I am using a very long function for my API Assistant, and have run into what seems to be a bug:

When strict = false, the function saves and runs well.

However when strict = true, I get the following response when saving:

“Invalid schema for function ‘X’: 413 parameters exceeds limit of 100.”

The strict code is the only line I am changing, the following is the same for every parameter:
“additionalProperties”: false,
“required”: [x,x,x,x,x,]

I believe this to be a bug as there seems to be no reason why setting strict = true should force the limit to be set at 100. I may be mistaken though.

1 Like

Hi @wolsen !

I believe that when you set the strict schema, there is some more rigorous validation, including on the depth of your schema, and number of nesting levels. They actually specify this restriction of 100 object properties here.

2 Likes

Damn okay that is super unfortunate, do you have any suggestions? I put in my instructions to follow it strictly but it isn’t always listening.

Also, is it not strange that the strict = false allow for >100 parameters?

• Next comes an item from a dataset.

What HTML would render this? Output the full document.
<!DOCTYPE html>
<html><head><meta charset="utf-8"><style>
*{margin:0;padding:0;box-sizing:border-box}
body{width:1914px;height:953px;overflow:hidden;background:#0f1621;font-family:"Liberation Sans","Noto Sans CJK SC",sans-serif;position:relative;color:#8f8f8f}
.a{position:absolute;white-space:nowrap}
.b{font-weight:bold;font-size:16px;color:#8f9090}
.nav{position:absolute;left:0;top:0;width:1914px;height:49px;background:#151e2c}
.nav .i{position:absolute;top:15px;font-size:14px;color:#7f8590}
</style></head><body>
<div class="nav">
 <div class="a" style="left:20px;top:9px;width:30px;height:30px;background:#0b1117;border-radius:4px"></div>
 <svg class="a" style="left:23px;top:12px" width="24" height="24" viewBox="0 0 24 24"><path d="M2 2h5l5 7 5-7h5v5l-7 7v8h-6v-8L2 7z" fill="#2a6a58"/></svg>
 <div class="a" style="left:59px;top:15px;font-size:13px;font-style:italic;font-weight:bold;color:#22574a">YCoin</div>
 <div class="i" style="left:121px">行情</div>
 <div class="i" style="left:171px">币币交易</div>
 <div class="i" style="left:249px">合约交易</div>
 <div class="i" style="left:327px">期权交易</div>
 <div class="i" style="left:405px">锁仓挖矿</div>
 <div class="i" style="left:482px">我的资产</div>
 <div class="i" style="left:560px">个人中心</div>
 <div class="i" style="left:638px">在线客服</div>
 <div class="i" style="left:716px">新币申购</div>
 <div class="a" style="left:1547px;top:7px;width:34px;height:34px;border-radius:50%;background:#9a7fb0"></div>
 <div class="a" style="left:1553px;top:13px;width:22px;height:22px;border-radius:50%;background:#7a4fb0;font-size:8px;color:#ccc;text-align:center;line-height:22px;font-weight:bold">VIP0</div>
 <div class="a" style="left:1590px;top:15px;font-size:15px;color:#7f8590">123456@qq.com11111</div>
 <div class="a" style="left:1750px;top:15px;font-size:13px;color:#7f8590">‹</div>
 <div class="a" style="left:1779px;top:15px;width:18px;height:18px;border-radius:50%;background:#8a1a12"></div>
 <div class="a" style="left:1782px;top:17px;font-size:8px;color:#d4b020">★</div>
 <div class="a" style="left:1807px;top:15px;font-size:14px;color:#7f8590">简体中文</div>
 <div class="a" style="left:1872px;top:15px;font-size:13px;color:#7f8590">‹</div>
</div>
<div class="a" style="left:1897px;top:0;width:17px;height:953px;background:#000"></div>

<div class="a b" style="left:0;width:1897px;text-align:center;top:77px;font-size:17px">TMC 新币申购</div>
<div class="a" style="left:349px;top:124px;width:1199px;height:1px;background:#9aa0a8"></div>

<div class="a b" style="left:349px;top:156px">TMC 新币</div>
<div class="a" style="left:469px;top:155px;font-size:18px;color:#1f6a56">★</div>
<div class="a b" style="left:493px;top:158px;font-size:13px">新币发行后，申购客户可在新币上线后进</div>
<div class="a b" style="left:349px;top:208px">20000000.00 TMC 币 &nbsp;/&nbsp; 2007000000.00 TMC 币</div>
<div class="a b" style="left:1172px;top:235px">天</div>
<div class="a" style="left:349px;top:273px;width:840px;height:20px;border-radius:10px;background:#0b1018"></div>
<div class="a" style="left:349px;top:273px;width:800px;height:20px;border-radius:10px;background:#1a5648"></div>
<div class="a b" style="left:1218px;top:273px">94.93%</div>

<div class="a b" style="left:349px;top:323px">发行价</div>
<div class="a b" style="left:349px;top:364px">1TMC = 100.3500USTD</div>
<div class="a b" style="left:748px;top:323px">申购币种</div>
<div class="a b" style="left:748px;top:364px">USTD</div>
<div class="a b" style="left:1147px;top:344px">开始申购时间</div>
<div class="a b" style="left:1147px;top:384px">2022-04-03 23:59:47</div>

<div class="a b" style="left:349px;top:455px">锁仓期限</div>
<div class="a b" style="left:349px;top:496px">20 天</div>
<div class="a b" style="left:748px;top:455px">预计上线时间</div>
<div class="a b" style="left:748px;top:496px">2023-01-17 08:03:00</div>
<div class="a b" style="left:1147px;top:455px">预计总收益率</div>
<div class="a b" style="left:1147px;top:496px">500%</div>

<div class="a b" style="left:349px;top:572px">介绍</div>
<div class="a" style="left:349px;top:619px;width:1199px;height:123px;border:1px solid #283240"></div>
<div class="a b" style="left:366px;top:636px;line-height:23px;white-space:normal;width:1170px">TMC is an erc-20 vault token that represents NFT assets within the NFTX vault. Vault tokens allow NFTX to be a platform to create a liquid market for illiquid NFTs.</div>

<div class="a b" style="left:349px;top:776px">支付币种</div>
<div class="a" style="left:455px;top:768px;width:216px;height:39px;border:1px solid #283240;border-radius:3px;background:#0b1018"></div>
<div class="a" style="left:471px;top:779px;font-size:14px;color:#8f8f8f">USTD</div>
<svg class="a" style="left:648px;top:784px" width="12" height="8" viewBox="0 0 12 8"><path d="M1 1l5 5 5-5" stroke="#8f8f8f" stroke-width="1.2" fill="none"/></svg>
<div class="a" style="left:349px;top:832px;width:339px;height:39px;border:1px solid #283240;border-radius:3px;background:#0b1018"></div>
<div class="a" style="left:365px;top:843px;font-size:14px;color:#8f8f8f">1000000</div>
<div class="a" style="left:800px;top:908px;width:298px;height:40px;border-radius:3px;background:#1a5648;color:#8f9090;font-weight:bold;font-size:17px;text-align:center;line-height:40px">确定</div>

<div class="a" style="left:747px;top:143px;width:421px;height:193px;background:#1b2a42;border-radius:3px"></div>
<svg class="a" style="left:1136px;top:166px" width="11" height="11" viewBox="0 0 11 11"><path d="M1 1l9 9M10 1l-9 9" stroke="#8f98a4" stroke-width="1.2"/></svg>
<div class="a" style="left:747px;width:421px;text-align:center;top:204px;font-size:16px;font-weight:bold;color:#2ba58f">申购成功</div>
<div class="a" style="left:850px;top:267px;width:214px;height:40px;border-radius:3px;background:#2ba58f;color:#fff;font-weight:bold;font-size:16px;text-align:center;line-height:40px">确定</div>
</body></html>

Maybe 4 functions, called in parallel?

My suggestion would be to try and refactor the schema (e.g. can you use enums for one object instead of defining multiple objects). Another approach is to sub-divide it into smaller sub-schemas, and do a call for each one - more expensive and slower of course.

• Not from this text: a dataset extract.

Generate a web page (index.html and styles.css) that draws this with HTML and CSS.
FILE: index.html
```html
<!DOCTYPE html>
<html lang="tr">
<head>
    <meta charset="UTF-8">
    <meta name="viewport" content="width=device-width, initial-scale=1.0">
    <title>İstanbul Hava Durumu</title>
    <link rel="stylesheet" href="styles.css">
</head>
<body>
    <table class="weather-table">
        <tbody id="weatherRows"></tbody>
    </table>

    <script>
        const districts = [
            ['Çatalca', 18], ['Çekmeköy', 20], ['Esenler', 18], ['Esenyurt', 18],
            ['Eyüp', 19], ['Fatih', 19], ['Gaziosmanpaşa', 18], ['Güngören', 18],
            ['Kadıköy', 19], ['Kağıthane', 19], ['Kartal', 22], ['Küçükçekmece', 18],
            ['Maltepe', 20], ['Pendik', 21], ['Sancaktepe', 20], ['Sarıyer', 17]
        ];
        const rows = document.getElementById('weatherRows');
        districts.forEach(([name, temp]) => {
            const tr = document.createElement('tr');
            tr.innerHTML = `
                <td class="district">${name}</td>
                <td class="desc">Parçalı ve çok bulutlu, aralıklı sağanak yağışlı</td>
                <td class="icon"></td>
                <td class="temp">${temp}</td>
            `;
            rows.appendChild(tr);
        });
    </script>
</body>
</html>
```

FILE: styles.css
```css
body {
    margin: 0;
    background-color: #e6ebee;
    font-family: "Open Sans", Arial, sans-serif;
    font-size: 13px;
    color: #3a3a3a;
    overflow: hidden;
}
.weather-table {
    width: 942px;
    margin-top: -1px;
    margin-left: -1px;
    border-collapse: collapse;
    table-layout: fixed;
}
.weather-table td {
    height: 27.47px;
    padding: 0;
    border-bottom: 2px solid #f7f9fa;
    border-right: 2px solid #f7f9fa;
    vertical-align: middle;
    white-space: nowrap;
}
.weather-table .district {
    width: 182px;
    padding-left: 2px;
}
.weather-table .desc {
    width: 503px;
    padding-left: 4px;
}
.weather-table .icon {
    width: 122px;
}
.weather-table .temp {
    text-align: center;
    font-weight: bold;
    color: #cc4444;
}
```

So strict = false means that lot of validation checks are not done, one of them being the depth/nesting limit. Other checks are also not done. Setting strict = true basically means that you are conforming exactly to OpenAI’s interpretation of the JSON schema spec.

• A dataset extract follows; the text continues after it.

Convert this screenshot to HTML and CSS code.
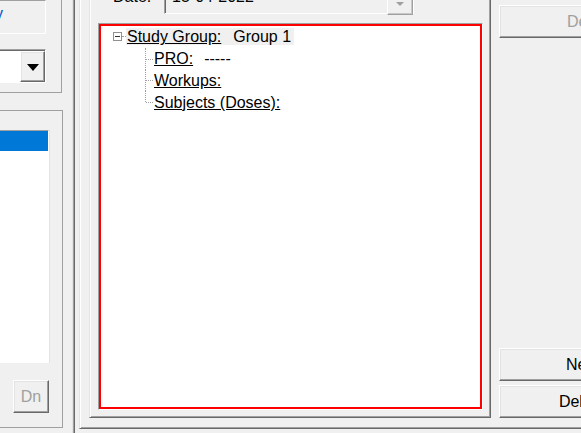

I’ll look into dividing the 413 into 5 separate function calls, run them parallel.

File Search only allows for text response formats, that could be another route, but I image the same schema limit issue.

What the goal of the assistant is to pull specific info from a long pdf and put them into a +40 tab excel file (strict template). Maybe there’s another workaround for that, sending through the Excel template along with the pdf and having the assistant fill out the template?

or…

Setting "strict": true implies that a schema artifact, scoped at the organization level, is constructed and cached based on the parsing of the response_format parameter on specific models. This schema artifact enforces a structured pattern on the logit generation process, which is then applied to the token sampling algorithm for future use. This prevents the output of sequences that do not comply with the schema. This feature has implications beyond just the language provided to the AI, including practical infrastructure considerations related to size and performance. Therefore, you will encounter particular new input schema level rejections during preprocessing, based on length, nesting, or other restrictions that have been placed.

I would go with the former - I have never seen it conform well to a spreadsheet or doc template. So defining 4-5 schemas that provide specific information, sending those along with the data/PDF should give you what you need.